Think me strange, but I love to do laundry. And I love to utilize my clothesline. Laundry is one of those simple, down-to-earth tasks that really shouldn’t be anything but pleasant and with the right mindset should be very satisfying. I’ve always loved that particular aspect of the summertime, when I can enjoy the mundane task of putting laundry out to dry, slowing down long enough to enjoy the rather aesthetically pleasing sight of a clothesline full of clean clothes or crisp, white, floursack towels, and a few hours later take all of it down again, wind-fresh and sun-dry.
Maybe some find this task frustrating because it never ends, or because it gets in the way of other things. Our cultural mindset can be so productivity-oriented that perhaps we have lost the appreciation for and pride in accomplishing tasks that generally go unnoticed. Certain tasks are viewed as a nuisance and as if they somehow take away effort from “important things.”

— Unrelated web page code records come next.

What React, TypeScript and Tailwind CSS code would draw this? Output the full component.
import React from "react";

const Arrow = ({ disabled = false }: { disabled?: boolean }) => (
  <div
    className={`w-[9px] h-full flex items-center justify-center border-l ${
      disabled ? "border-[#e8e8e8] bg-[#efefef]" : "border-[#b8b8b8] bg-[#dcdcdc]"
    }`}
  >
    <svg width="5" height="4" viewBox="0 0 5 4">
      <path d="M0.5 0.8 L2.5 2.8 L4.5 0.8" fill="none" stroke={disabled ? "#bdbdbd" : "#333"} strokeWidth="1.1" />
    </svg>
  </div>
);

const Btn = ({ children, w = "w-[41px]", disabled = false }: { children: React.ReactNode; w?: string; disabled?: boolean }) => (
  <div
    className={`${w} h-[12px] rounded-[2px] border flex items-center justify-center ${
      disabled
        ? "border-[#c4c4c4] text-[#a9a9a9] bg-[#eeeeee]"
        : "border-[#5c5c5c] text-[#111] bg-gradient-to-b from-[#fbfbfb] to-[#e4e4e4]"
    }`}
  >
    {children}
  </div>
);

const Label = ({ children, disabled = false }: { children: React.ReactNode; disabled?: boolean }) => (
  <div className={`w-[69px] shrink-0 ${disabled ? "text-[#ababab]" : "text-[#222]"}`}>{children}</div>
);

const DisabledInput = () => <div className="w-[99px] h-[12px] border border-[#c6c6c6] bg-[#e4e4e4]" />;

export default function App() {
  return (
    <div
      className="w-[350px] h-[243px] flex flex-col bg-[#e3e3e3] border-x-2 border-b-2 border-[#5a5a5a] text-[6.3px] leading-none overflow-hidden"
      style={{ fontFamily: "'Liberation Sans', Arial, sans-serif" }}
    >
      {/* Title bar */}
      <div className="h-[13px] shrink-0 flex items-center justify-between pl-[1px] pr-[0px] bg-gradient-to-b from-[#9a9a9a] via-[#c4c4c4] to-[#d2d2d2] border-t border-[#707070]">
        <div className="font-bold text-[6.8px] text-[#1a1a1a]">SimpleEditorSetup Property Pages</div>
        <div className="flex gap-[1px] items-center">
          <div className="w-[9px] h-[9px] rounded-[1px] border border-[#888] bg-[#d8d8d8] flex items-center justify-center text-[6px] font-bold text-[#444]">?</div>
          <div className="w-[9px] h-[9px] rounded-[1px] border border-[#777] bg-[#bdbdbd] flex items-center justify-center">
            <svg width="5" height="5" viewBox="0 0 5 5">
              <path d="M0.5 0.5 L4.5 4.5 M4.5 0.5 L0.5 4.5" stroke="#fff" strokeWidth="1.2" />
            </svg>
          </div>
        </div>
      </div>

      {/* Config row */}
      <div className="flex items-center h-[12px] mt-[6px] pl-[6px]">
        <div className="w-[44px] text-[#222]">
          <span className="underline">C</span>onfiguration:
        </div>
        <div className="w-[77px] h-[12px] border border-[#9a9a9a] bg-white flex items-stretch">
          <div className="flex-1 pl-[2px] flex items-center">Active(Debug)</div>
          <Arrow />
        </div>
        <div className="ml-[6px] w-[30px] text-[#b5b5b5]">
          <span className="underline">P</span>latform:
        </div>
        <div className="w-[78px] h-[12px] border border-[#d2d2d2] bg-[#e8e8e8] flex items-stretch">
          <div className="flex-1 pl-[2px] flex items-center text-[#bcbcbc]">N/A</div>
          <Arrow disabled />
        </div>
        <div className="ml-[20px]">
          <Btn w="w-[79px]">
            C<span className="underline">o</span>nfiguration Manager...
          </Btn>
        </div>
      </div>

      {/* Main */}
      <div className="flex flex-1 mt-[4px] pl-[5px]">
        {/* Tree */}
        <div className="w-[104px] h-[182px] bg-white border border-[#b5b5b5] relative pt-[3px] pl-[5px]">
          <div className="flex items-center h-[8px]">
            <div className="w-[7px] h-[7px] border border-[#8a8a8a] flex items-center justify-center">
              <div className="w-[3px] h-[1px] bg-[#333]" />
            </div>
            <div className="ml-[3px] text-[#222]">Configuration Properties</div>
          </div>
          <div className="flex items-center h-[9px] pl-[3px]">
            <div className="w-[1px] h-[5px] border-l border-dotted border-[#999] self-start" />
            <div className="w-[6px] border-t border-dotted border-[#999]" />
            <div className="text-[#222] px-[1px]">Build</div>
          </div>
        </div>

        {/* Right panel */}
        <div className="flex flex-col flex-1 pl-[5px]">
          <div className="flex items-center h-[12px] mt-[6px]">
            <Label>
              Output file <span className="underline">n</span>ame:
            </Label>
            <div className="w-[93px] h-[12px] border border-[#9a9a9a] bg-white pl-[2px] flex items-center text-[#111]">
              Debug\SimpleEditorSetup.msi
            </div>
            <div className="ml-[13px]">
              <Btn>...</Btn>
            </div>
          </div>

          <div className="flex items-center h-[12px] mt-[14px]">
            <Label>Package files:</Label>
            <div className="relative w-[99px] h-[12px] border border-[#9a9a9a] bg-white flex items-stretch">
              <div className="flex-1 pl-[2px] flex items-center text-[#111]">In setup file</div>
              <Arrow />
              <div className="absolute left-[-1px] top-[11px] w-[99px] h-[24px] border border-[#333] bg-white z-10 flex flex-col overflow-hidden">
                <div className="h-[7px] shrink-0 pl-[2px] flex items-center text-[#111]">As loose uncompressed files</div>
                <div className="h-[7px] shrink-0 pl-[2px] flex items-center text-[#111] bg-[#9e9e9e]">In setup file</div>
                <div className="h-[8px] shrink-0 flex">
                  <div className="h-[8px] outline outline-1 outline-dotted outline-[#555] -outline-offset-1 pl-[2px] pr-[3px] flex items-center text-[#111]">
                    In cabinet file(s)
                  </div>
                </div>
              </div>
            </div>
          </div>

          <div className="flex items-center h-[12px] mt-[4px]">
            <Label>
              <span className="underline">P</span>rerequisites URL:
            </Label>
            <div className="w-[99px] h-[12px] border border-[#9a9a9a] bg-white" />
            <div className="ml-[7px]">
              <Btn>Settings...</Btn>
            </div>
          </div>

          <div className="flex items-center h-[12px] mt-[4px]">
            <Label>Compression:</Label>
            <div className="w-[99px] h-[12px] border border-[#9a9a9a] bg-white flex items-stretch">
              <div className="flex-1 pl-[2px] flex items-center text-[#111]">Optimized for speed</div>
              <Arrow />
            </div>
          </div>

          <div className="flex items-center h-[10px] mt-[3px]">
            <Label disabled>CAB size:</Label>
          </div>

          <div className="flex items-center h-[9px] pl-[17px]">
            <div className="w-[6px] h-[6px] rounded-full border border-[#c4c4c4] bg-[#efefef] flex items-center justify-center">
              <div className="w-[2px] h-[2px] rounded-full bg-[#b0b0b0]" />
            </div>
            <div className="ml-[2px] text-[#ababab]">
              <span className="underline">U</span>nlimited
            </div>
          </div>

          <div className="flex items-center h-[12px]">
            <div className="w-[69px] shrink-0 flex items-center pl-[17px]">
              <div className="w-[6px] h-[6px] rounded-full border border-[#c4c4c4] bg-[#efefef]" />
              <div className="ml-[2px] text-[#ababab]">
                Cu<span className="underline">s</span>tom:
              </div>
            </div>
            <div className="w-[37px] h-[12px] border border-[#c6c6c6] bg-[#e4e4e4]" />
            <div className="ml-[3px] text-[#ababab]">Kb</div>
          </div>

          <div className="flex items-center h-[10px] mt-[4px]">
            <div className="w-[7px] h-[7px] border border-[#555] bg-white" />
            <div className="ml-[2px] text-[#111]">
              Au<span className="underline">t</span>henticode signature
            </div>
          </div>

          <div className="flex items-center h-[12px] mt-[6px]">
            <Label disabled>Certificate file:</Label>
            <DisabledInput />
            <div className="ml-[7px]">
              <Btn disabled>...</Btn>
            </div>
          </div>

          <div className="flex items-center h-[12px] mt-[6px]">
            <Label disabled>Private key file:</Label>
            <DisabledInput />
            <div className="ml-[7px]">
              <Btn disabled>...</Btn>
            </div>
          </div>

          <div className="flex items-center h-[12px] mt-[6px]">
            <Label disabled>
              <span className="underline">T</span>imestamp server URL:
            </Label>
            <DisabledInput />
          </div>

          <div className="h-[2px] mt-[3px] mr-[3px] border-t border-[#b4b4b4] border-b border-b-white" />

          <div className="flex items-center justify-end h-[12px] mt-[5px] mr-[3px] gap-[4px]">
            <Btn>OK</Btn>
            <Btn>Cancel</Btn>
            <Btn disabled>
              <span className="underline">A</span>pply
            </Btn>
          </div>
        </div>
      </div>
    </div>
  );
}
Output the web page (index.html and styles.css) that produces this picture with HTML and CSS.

Growing up, I loved the Little House books, and I still enjoy them. In Little House in the Big Woods, Laura writes how each day of the week had a specific task to accomplish. One day was baking day, another laundry day, etc. What with modern technology, we are able to speed up so many of those tasks that used to take up the better part of a day and so in a sense have lost respect for those tasks. What a loss, especially for women. Rather than taking pride in homemaking tasks that would be sorely missed if they didn’t happen, women try to squeeze those boring, household chores in around all the other dozens of super important things they are trying to accomplish in a day. I happen to thoroughly enjoy those boring, household tasks, and love a task that requires me to slow down and think and gives me a few moments of enjoying the sunlight and fresh air. And I refuse to see as illegitimate or unimportant those tasks that make a house a home.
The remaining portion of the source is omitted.